Scarborough residential property prices decline 0.4%

Scarborough residential property

House prices in Scarborough declined by 0.4% in January, despite a 0.4% rise over the last 12 months, new data shows

House prices in Scarborough declined slightly, by 0.4%, in January, despite witnessing a 0.4% rise over the last 12 months.

The latest data from the Office of National Statistics shows that the average property in the area sold for £164,480 – significantly lower than the UK average of £228,147.

Across Yorkshire and The Humber, property prices have risen by 2.9% in the last year, to £160,420.

The region outperformed the UK as a whole, which saw the average property value increase by 1.7%.

The data comes from the House Price Index, which the ONS compiles using house sale information from the Land Registry, and the equivalent bodies in Scotland and Northern Ireland.

The average homeowner in Scarborough will have seen their property jump in value by around £23,000 in the last five years.

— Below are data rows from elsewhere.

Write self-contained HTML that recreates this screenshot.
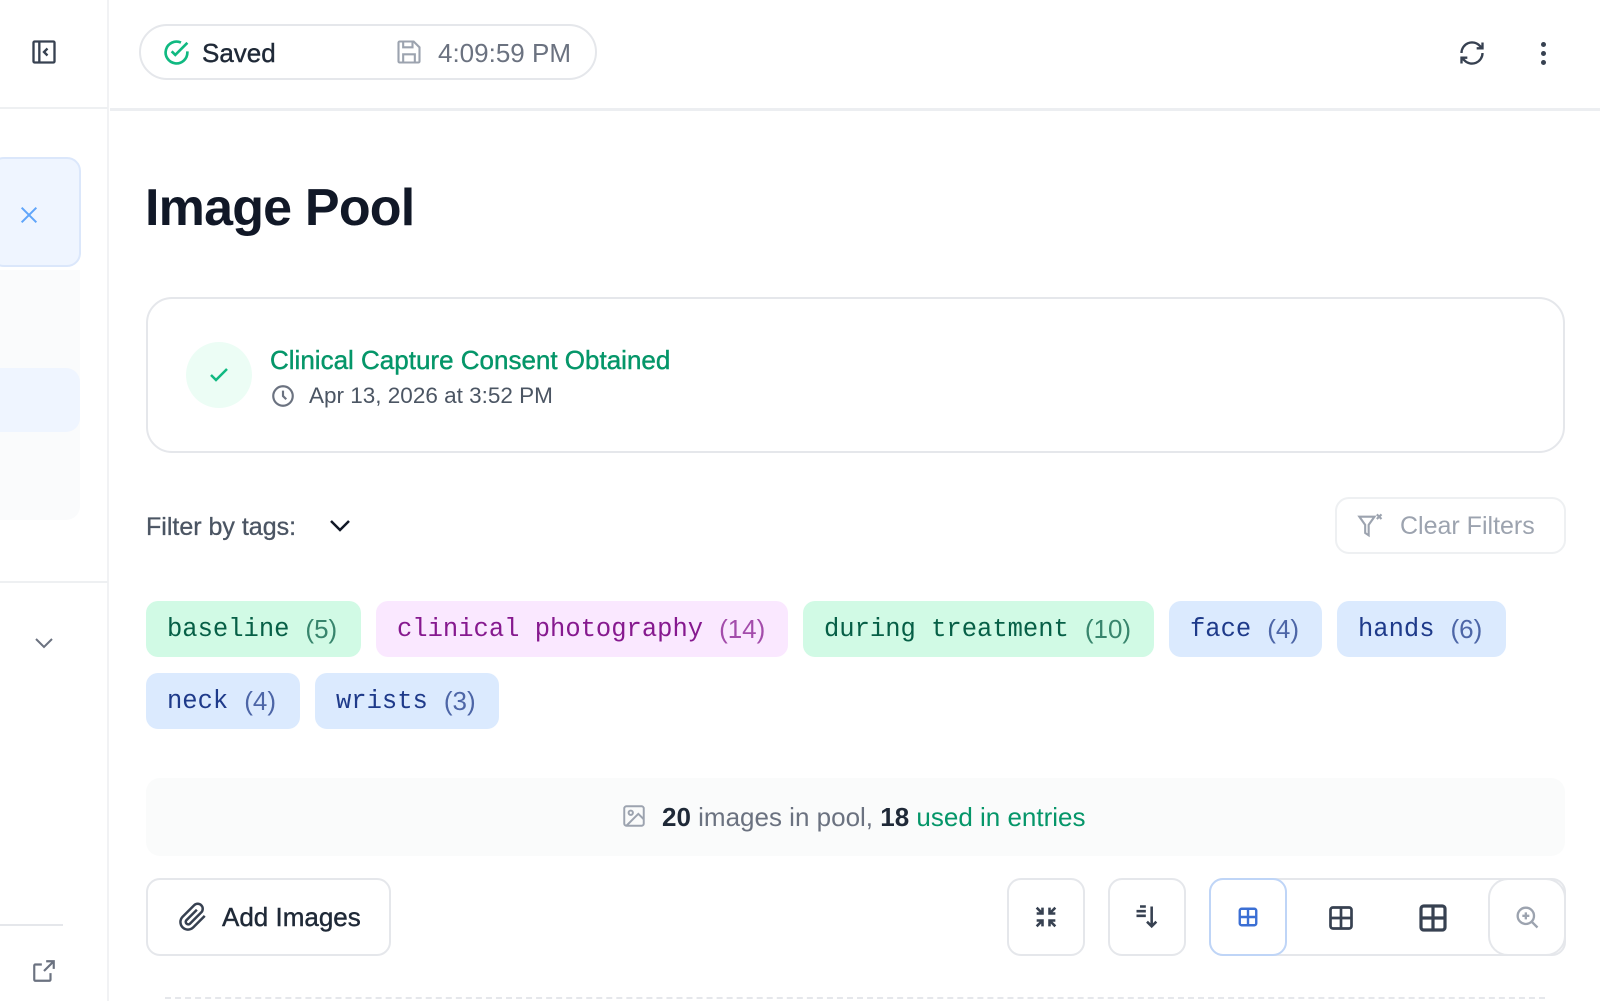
<!DOCTYPE html>
<html><head><meta charset="utf-8"><style>
*{box-sizing:border-box;margin:0;padding:0}
body{width:1600px;height:1001px;overflow:hidden;background:#fff;font-family:"Liberation Sans",sans-serif;position:relative;color:#111827}
.a{position:absolute}
.tag{position:absolute;height:56px;border-radius:12px;display:flex;align-items:center;padding:0 21px;font-size:25px;white-space:nowrap}
.tag .m{font-family:"Liberation Mono",monospace;margin-right:16px;font-size:25.5px}
.tag .c{opacity:.75;font-size:26px}
.g{background:#d1fae5;color:#065f46}.p{background:#fae8ff;color:#86198f}.b{background:#dbeafe;color:#1e3a8a}
.btn{position:absolute;border:2px solid #e5e7eb;border-radius:14px;background:#fff;display:flex;align-items:center;justify-content:center}
</style></head><body>
<div class="a" style="left:0;top:0;width:109px;height:1001px;border-right:2px solid #f1f2f4"></div>
<div class="a" style="left:0;top:107px;width:108px;height:2px;background:#eef0f2"></div>
<svg class="a" style="left:30px;top:38px" width="28" height="28" viewBox="0 0 24 24" fill="none" stroke="#374151" stroke-width="2"><rect x="3" y="3" width="18" height="18" rx="1"/><path d="M8 3v18M15 9l-3 3 3 3"/></svg>
<div class="a" style="left:-10px;top:157px;width:91px;height:110px;background:#eff5ff;border:2px solid #dbe7fb;border-radius:14px"></div>
<svg class="a" style="left:18px;top:204px" width="22" height="22" viewBox="0 0 24 24" stroke="#60a5fa" stroke-width="2.2"><path d="M4 4l16 16M20 4L4 20"/></svg>
<div class="a" style="left:0;top:270px;width:80px;height:250px;background:#fafbfc;border-radius:0 0 14px 0"></div>
<div class="a" style="left:0;top:368px;width:80px;height:64px;background:#eff5ff;border-radius:0 14px 14px 0"></div>
<div class="a" style="left:0;top:581px;width:108px;height:2px;background:#eef0f2"></div>
<svg class="a" style="left:33px;top:636px" width="22" height="14" viewBox="0 0 22 14" fill="none" stroke="#6b7280" stroke-width="2"><path d="M3 3l8 8 8-8"/></svg>
<div class="a" style="left:0;top:924px;width:63px;height:2px;background:#e5e7eb"></div>
<svg class="a" style="left:31px;top:958px" width="26" height="26" viewBox="0 0 24 24" fill="none" stroke="#6b7280" stroke-width="2"><path d="M14 3h7v7M21 3l-9 9M18 14v6a1 1 0 0 1-1 1H4a1 1 0 0 1-1-1V7a1 1 0 0 1 1-1h6"/></svg>
<div class="a" style="left:110px;top:108px;width:1490px;height:3px;background:#eceef1"></div>
<div class="a" style="left:139px;top:24px;width:458px;height:56px;border:2px solid #e5e7eb;border-radius:28px"></div>
<svg class="a" style="left:162px;top:38px" width="29" height="29" viewBox="0 0 24 24" fill="none" stroke="#10b981" stroke-width="2.2"><path d="M21 11.1V12a9 9 0 1 1-5.3-8.2"/><path d="M8 11l3 3L21 4"/></svg>
<div class="a" style="left:202px;top:38px;font-size:26px;color:#1f2937;-webkit-text-stroke:0.4px #1f2937">Saved</div>
<svg class="a" style="left:395px;top:38px" width="28" height="28" viewBox="0 0 24 24" fill="none" stroke="#9ca3af" stroke-width="1.8"><path d="M5 3h11l5 5v12a1 1 0 0 1-1 1H4a1 1 0 0 1-1-1V4a1 1 0 0 1 1-1z"/><path d="M7 3v5h8V3M7 21v-7h10v7"/></svg>
<div class="a" style="left:438px;top:38px;font-size:26px;color:#6b7280">4:09:59 PM</div>
<svg class="a" style="left:1458px;top:39px" width="28" height="28" viewBox="0 0 24 24" fill="none" stroke="#374151" stroke-width="2"><path d="M3 12a9 9 0 0 1 15.5-6.3L21 8M21 3v5h-5M21 12a9 9 0 0 1-15.5 6.3L3 16M3 21v-5h5"/></svg>
<div class="a" style="left:1541px;top:42px;width:5px;height:5px;border-radius:3px;background:#374151;box-shadow:0 9px 0 #374151,0 18px 0 #374151"></div>
<div class="a" style="left:145px;top:178px;font-size:52px;font-weight:bold;letter-spacing:-0.8px;color:#111827">Image Pool</div>
<div class="a" style="left:146px;top:297px;width:1419px;height:156px;border:2px solid #e5e7eb;border-radius:26px"></div>
<div class="a" style="left:186px;top:342px;width:66px;height:66px;border-radius:50%;background:#ecfdf5"></div>
<svg class="a" style="left:206px;top:363px" width="26" height="24" viewBox="0 0 24 24" fill="none" stroke="#10b981" stroke-width="2.5"><path d="M4 12l5 5L20 6"/></svg>
<div class="a" style="left:270px;top:345px;font-size:26px;color:#059669;-webkit-text-stroke:0.4px #059669">Clinical Capture Consent Obtained</div>
<svg class="a" style="left:270px;top:383px" width="26" height="26" viewBox="0 0 24 24" fill="none" stroke="#6b7280" stroke-width="2"><circle cx="12" cy="12" r="9"/><path d="M12 7v5l3 3"/></svg>
<div class="a" style="left:309px;top:383px;font-size:22.5px;color:#4b5563">Apr 13, 2026 at 3:52 PM</div>
<div class="a" style="left:146px;top:513px;font-size:25px;color:#4b5563;-webkit-text-stroke:0.3px #4b5563">Filter by tags:</div>
<svg class="a" style="left:328px;top:518px" width="24" height="16" viewBox="0 0 24 16" fill="none" stroke="#111827" stroke-width="2.5"><path d="M3 3l9 9 9-9"/></svg>
<div class="btn" style="left:1335px;top:497px;width:231px;height:57px;border-radius:14px;border-color:#eef0f2"></div>
<svg class="a" style="left:1357px;top:512px" width="28" height="28" viewBox="0 0 24 24" fill="none" stroke="#9ca3af" stroke-width="1.8"><path d="M2 4h13l-5 7v9l-3-2v-7z"/><path d="M17 2l4 4M21 2l-4 4"/></svg>
<div class="a" style="left:1400px;top:512px;font-size:25px;color:#9ca3af">Clear Filters</div>
<div class="tag g" style="left:146px;top:601px;width:215px"><span class="m">baseline</span><span class="c">(5)</span></div>
<div class="tag p" style="left:376px;top:601px;width:412px"><span class="m">clinical photography</span><span class="c">(14)</span></div>
<div class="tag g" style="left:803px;top:601px;width:351px"><span class="m">during treatment</span><span class="c">(10)</span></div>
<div class="tag b" style="left:1169px;top:601px;width:153px"><span class="m">face</span><span class="c">(4)</span></div>
<div class="tag b" style="left:1337px;top:601px;width:169px"><span class="m">hands</span><span class="c">(6)</span></div>
<div class="tag b" style="left:146px;top:673px;width:154px"><span class="m">neck</span><span class="c">(4)</span></div>
<div class="tag b" style="left:315px;top:673px;width:184px"><span class="m">wrists</span><span class="c">(3)</span></div>
<div class="a" style="left:146px;top:778px;width:1419px;height:78px;background:#fafbfb;border-radius:14px"></div>
<svg class="a" style="left:621px;top:803px" width="26" height="26" viewBox="0 0 24 24" fill="none" stroke="#9ca3af" stroke-width="1.8"><rect x="3" y="3" width="18" height="18" rx="2"/><circle cx="9" cy="9" r="2"/><path d="M21 15l-5-5L5 21"/></svg>
<div class="a" style="left:662px;top:802px;font-size:26px;color:#6b7280"><b style="color:#1f2937">20</b> images in pool, <b style="color:#1f2937">18</b> <span style="color:#059669">used in entries</span></div>
<div class="btn" style="left:146px;top:878px;width:245px;height:78px;justify-content:flex-start;padding-left:30px">
<svg width="30" height="30" viewBox="0 0 24 24" fill="none" stroke="#374151" stroke-width="2"><path d="M21.4 11.1l-9.2 9.2a6 6 0 0 1-8.5-8.5l9.2-9.2a4 4 0 0 1 5.7 5.7l-9.2 9.2a2 2 0 0 1-2.8-2.8l8.5-8.5"/></svg>
<span style="font-size:26px;color:#1f2937;margin-left:14px;-webkit-text-stroke:0.4px #1f2937">Add Images</span></div>
<div class="btn" style="left:1007px;top:878px;width:78px;height:78px"><svg width="28" height="28" viewBox="0 0 24 24" fill="none" stroke="#374151" stroke-width="2.2"><path d="M4 4l5 5M9 4v5H4M20 4l-5 5M15 4v5h5M4 20l5-5M4 15h5v5M20 20l-5-5M20 15h-5v5"/></svg></div>
<div class="btn" style="left:1108px;top:878px;width:78px;height:78px"><svg width="28" height="28" viewBox="0 0 24 24" fill="none" stroke="#374151" stroke-width="2.2"><path d="M3 7h8M3 11h8M6 3h5M16 3v17M12 16l4 4 4-4"/></svg></div>
<div class="btn" style="left:1209px;top:878px;width:357px;height:78px;border-radius:14px"></div>
<div class="btn" style="left:1209px;top:878px;width:78px;height:78px;border-color:#bfd5f7"><svg width="22" height="22" viewBox="0 0 24 24" fill="none" stroke="#3b6fd4" stroke-width="2.6"><rect x="3" y="3" width="18" height="18" rx="2"/><path d="M12 3v18M3 12h18"/></svg></div>
<svg class="a" style="left:1327px;top:904px" width="28" height="28" viewBox="0 0 24 24" fill="none" stroke="#374151" stroke-width="2.3"><rect x="3" y="3" width="18" height="18" rx="2"/><path d="M12 3v18M3 12h18"/></svg>
<svg class="a" style="left:1417px;top:902px" width="32" height="32" viewBox="0 0 24 24" fill="none" stroke="#374151" stroke-width="2.4"><rect x="3" y="3" width="18" height="18" rx="2"/><path d="M12 3v18M3 12h18"/></svg>
<div class="btn" style="left:1488px;top:878px;width:78px;height:78px;border-radius:20px"><svg width="28" height="28" viewBox="0 0 24 24" fill="none" stroke="#9ca3af" stroke-width="2"><circle cx="11" cy="11" r="7"/><path d="M21 21l-5-5M11 8v6M8 11h6"/></svg></div>
<div class="a" style="left:165px;top:997px;width:1380px;height:0;border-top:2px dashed #e5e7eb"></div>
</body></html>
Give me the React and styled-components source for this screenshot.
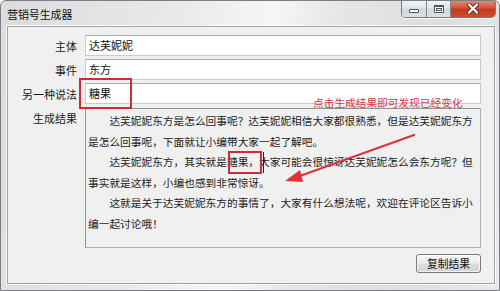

The figures also showed that buyers who made their first step onto the property ladder in Scarborough in January spent an average of £141,345 – around £19,000 more than it would have cost them five years ago.

Between December 2017 and November last year, the most recent 12 months for which sales volume data is available, 2,227 homes were sold in Scarborough, 9% fewer than in the previous year.

Residential research analyst at estate agent Savills, Lawrence Bowles, said that house prices had dropped nationally in real terms for the first time in five years.

Bowles said that this month’s ONS house price index shows slowing growth, with UK house prices growing just 1.7% in the year to January 2019. That’s compared to 4.3% growth this time last year. It’s also below inflation for the same period – 1.8% – which means UK house prices have fallen in real terms for the first time since July 2013.

He said that regions in the Midlands and North are still showing robust house price growth: Wales showed the fastest house price growth in Britain, followed by the midlands.

Affordability in these regions is less constrained than in London and the south, which leaves more capacity for prices to rise.